For the past few years, the Foundation has continuously faced criticism for selling portions of its ETH treasury to finance operations. The reaction persists partly because historical communication around sales was poor, leaving the community to interpret on-chain activity without adequate context. The June 2025 policy publication was a direct response to that criticism, and the current sale being announced publicly before execution rather than discovered on-chain afterward represents a meaningful improvement in transparency.
The Five-Year Plan
The broader trajectory of the Foundation’s treasury management is toward a model that looks more like an endowment than a treasury.
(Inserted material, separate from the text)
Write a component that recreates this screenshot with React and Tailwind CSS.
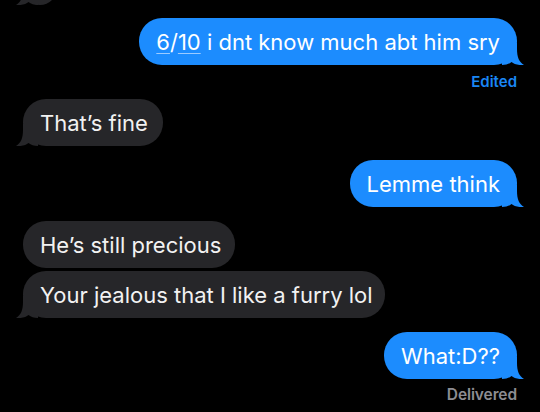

The Foundation outlined a five-year plan to gradually reduce its annual spending from 15% to a target baseline of 5%. While 2025 and 2026 are identified as crucial years for network development, the Foundation expects a leaner operational approach in the longer term as the ecosystem needs evolve.
If the staking programme delivers at its target, the Foundation will eventually reach a state where yield from staked ETH covers the majority of its operating costs, making ETH sales rare or unnecessary. The 5,000 ETH conversion on April 8 is therefore best understood not as the Ethereum Foundation retreating from its own asset, but as a controlled, transparent, DeFi-native funding operation during the final phase of a transition toward a fundamentally different treasury model. The house is not on fire. It is being renovated.